The required output is the block of lines from the line with "Recreate this image" to the line with "string; amount: string", endpoints included and pictures omitted.
===============
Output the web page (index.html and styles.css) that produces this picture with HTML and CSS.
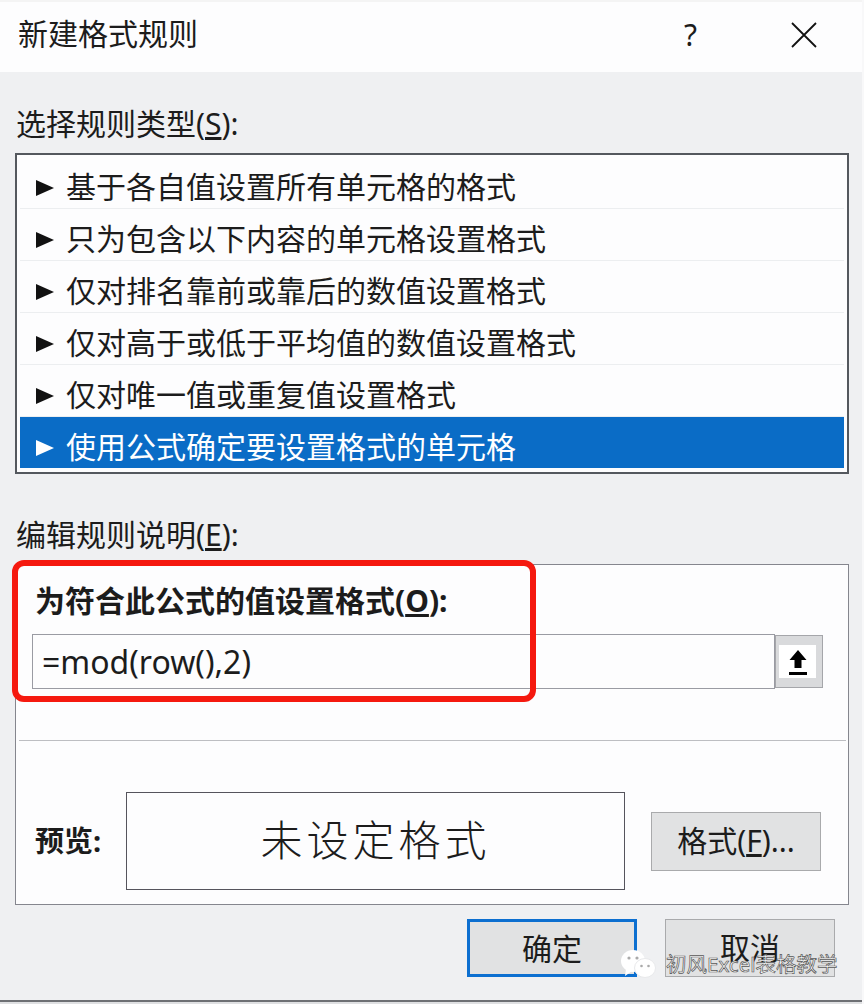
FILE: index.html
```html
<!DOCTYPE html>
<html lang="zh">
<head>
  <meta charset="utf-8">
  <title>新建格式规则</title>
  <link rel="stylesheet" href="styles.css">
</head>
<body>
  <div class="dialog">
    <div class="titlebar">
      <span class="title">新建格式规则</span>
      <span class="help">?</span>
      <svg class="close" width="26" height="26" viewBox="0 0 26 26">
        <path d="M1 1L25 25M25 1L1 25" stroke="#111" stroke-width="1.8" fill="none"/>
      </svg>
    </div>

    <div class="section-label first">选择规则类型(<u>S</u>):</div>
    <ul class="rule-list">
      <li><i class="arrow"></i>基于各自值设置所有单元格的格式</li>
      <li><i class="arrow"></i>只为包含以下内容的单元格设置格式</li>
      <li><i class="arrow"></i>仅对排名靠前或靠后的数值设置格式</li>
      <li><i class="arrow"></i>仅对高于或低于平均值的数值设置格式</li>
      <li><i class="arrow"></i>仅对唯一值或重复值设置格式</li>
      <li class="selected"><i class="arrow"></i>使用公式确定要设置格式的单元格</li>
    </ul>

    <div class="section-label second">编辑规则说明(<u>E</u>):</div>
    <div class="group">
      <div class="formula-label">为符合此公式的值设置格式(<u>O</u>):</div>
      <div class="formula-row">
        <div class="formula-input">=mod(row(),2)</div>
        <div class="picker">
          <div class="picker-face">
            <svg width="20" height="26" viewBox="0 0 20 26">
              <path d="M10 1L18.500 11H13.500V19H6.500V11H1.500Z" fill="#000"/>
              <rect x="1" y="23" width="18" height="3" fill="#000"/>
            </svg>
          </div>
        </div>
      </div>
      <div class="divider"></div>
      <div class="preview-row">
        <span class="preview-label">预览:</span>
        <div class="preview-box">未设定格式</div>
        <button class="btn format-btn">格式(<u>F</u>)...</button>
      </div>
    </div>

    <div class="actions">
      <button class="btn ok-btn">确定</button>
      <button class="btn">取消</button>
    </div>
    <div class="bottom-line"></div>

    <!-- annotation and watermark sit on top of the dialog -->
    <div class="red-box"></div>
    <div class="watermark">
      <svg width="36" height="30" viewBox="0 0 36 30">
        <ellipse cx="13" cy="12" rx="12" ry="11" fill="#fff"/>
        <path d="M6 20L5 27L12 22Z" fill="#fff"/>
        <ellipse cx="25" cy="19" rx="10.500" ry="9.500" fill="#fff" stroke="#e8e9eb" stroke-width="1"/>
        <circle cx="9" cy="9" r="1.600" fill="#aaa"/>
        <circle cx="17" cy="9" r="1.600" fill="#aaa"/>
        <circle cx="21.500" cy="17" r="1.300" fill="#aaa"/>
        <circle cx="28.500" cy="17" r="1.300" fill="#aaa"/>
      </svg>
      <span class="mark-text">初风Excel表格教学</span>
    </div>
  </div>
</body>
</html>
```

FILE: styles.css
```css
* {
  box-sizing: border-box;
}

body {
  margin: 0;
  background-color: #eff0f2;
  color: #1c1c1c;
  font-family: "Noto Sans", "Noto Sans CJK SC", sans-serif;
  font-size: 30px;
}

.dialog {
  position: relative;
  width: 864px;
  height: 1004px;
  overflow: hidden;
  border-right: 2px solid #f8f8f9;
}

.titlebar {
  display: flex;
  align-items: center;
  height: 72px;
  padding-left: 18px;
  padding-bottom: 5px;
  background-color: #fdfdfe;
  border-top: 2px solid #f4f4f4;
}

.title {
  flex: 1;
  margin-bottom: 5px;
  font-size: 30px;
}

.help {
  width: 20px;
  margin-right: 87px;
  font-size: 30px;
}

.close {
  margin-right: 45px;
}

.section-label {
  height: 30px;
  padding-left: 16px;
  line-height: 30px;
}

.section-label.first {
  margin: 37px 0 14px;
}

.section-label.second {
  margin: 46px 0 14px;
}

.rule-list {
  list-style: none;
  height: 321px;
  margin: 0 13px 0 15px;
  padding: 2px 3px;
  background-color: #fdfdfe;
  border: 2px solid #54585e;
}

.rule-list li {
  display: flex;
  align-items: center;
  height: 52px;
  padding-left: 16px;
  padding-top: 4px;
  border-bottom: 1px solid #eceef0;
}

.rule-list li.selected {
  height: 51px;
  background-color: #0a6cc6;
  border-bottom: 0;
  color: #fff;
}

.arrow {
  width: 0;
  height: 0;
  margin-top: 6px;
  margin-right: 12px;
  border-left: 18px solid #111;
  border-top: 8px solid transparent;
  border-bottom: 8px solid transparent;
}

.selected .arrow {
  border-left-color: #fff;
}

.group {
  height: 341px;
  margin: 0 13px 0 15px;
  padding: 20px 0 0 16px;
  background-color: #fdfdfe;
  border: 1px solid #85868e;
}

.formula-label {
  height: 32px;
  margin-left: 3px;
  font-weight: 700;
  line-height: 32px;
}

.formula-row {
  display: flex;
  height: 55px;
  margin-top: 17px;
}

.formula-input {
  width: 743px;
  padding-left: 9px;
  border: 1px solid #9a9ba3;
  font-size: 32px;
  line-height: 54px;
}

.picker {
  width: 48px;
  height: 53px;
  margin-top: 1px;
  padding: 9px 6px 9px 3px;
  background-color: #d9dadc;
  border: 1px solid #a5a6aa;
}

.picker-face {
  display: flex;
  align-items: center;
  justify-content: center;
  height: 33px;
  background-color: #fff;
}

.divider {
  height: 1px;
  margin: 51px 2px 0 -13px;
  background-color: #bdbec2;
}

.preview-row {
  display: flex;
  align-items: center;
  height: 98px;
  margin-top: 51px;
}

.preview-label {
  width: 91px;
  margin-left: 3px;
  padding-bottom: 4px;
  font-size: 29px;
  font-weight: 700;
}

.preview-box {
  width: 499px;
  height: 98px;
  border: 1px solid #55545c;
  font-size: 42px;
  font-weight: 300;
  letter-spacing: 4px;
  line-height: 94px;
  text-align: center;
}

.btn {
  width: 170px;
  height: 58px;
  padding: 0;
  background-color: #e1e2e3;
  border: 1px solid #a9aaac;
  color: #1c1c1c;
  font-family: inherit;
  font-size: 30px;
  line-height: 54px;
}

.format-btn {
  margin-left: 26px;
  height: 59px;
}

.actions {
  display: flex;
  justify-content: flex-end;
  gap: 28px;
  margin-top: 14px;
  padding-right: 27px;
}

.ok-btn {
  border: 3px solid #0c6fd0;
}

.bottom-line {
  height: 4px;
  margin-top: 23px;
  background-color: #dfe0e2;
  border-top: 2px solid #6e7074;
}

.red-box {
  position: absolute;
  left: 12px;
  top: 560px;
  width: 524px;
  height: 142px;
  border: 6px solid #f5190f;
  border-radius: 12px;
}

.watermark {
  position: absolute;
  left: 620px;
  top: 949px;
  display: flex;
  align-items: center;
  gap: 10px;
}

.mark-text {
  color: #fff;
  font-size: 20.500px;
  line-height: 30px;
  -webkit-text-stroke: 0.7px #555;
}
```
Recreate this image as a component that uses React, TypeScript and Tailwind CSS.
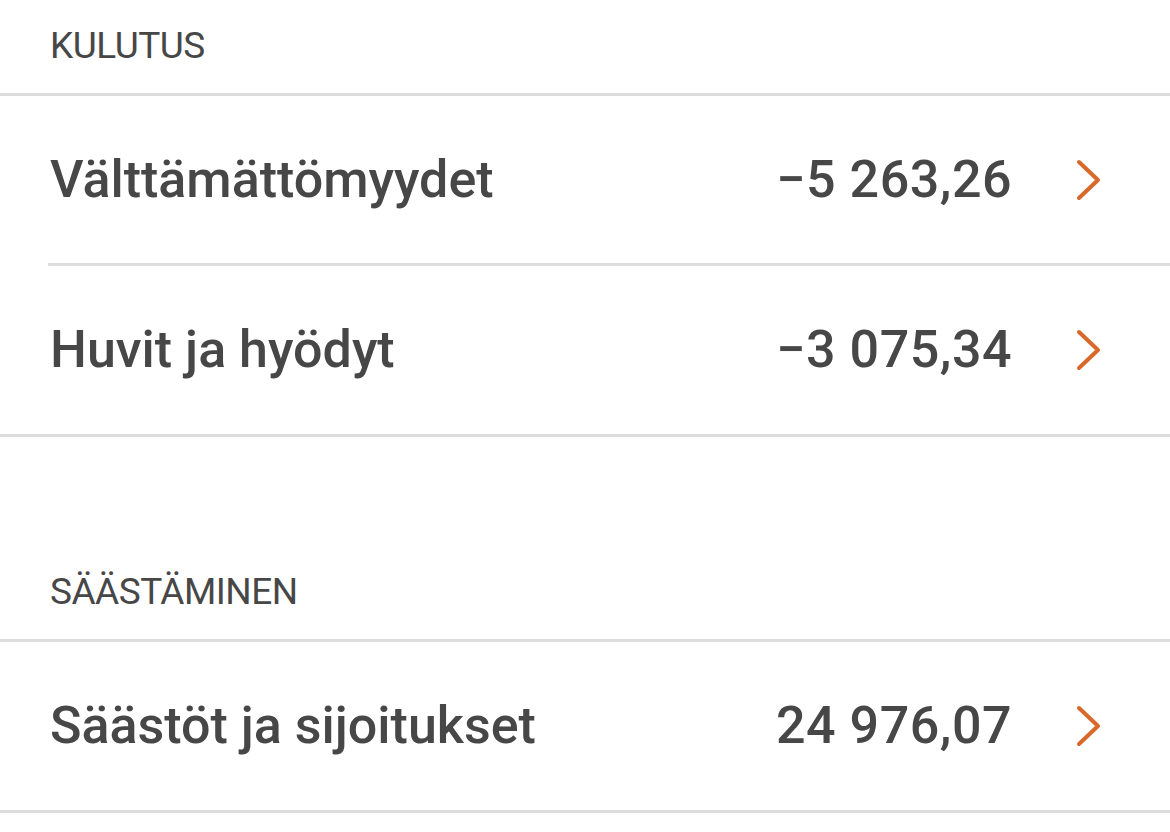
type Row = { label: string; amount: string };

const groups: { title: string; rows: Row[] }[] = [
  {
    title: "KULUTUS",
    rows: [
      { label: "Välttämättömyydet", amount: "−5 263,26" },
      { label: "Huvit ja hyödyt", amount: "−3 075,34" },
    ],
  },
  {
    title: "SÄÄSTÄMINEN",
    rows: [{ label: "Säästöt ja sijoitukset", amount: "24 976,07" }],
  },
];

function Chevron() {
  return (
    <svg width="26" height="42" viewBox="0 0 26 42" fill="none" className="shrink-0">
      <path d="M3 3 L22 21 L3 39" stroke="#d9682b" strokeWidth="4" strokeLinecap="round" strokeLinejoin="round" />
    </svg>
  );
}

export default function App() {
  return (
    <div className="w-full min-h-screen bg-white text-[#474747]" style={{ fontFamily: "Roboto, 'Noto Sans', sans-serif" }}>
      {groups.map((group, gi) => (
        <div key={group.title} className={gi > 0 ? "mt-[109px]" : ""}>
          {/* otsikko */}
          <div className="h-[96px] px-[50px] pb-[2px] flex items-center border-b-[3px] border-[#dcdcdc]">
            <span className="text-[37px] leading-none tracking-[-0.5px]">{group.title}</span>
          </div>
          {group.rows.map((row, ri) => {
            const last = ri === group.rows.length - 1;
            return (
              <div key={row.label} className={last ? "border-b-[3px] border-[#dcdcdc]" : ""}>
                <div
                  className={`ml-[48px] flex items-center pr-[68px] ${
                    last ? "h-[168px]" : "h-[170px] border-b-[3px] border-[#dcdcdc]"
                  }`}
                >
                  <span className="pl-[2px] text-[52px] font-medium leading-none flex-1">{row.label}</span>
                  <span className="text-[52px] font-medium leading-none mr-[64px] tracking-[0.5px]">{row.amount}</span>
                  <Chevron />
                </div>
              </div>
            );
          })}
        </div>
      ))}
    </div>
  );
}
===============
• Written solution
Recreate this image as a component that uses React, TypeScript and Tailwind CSS.
type Row = { label: string; amount: string };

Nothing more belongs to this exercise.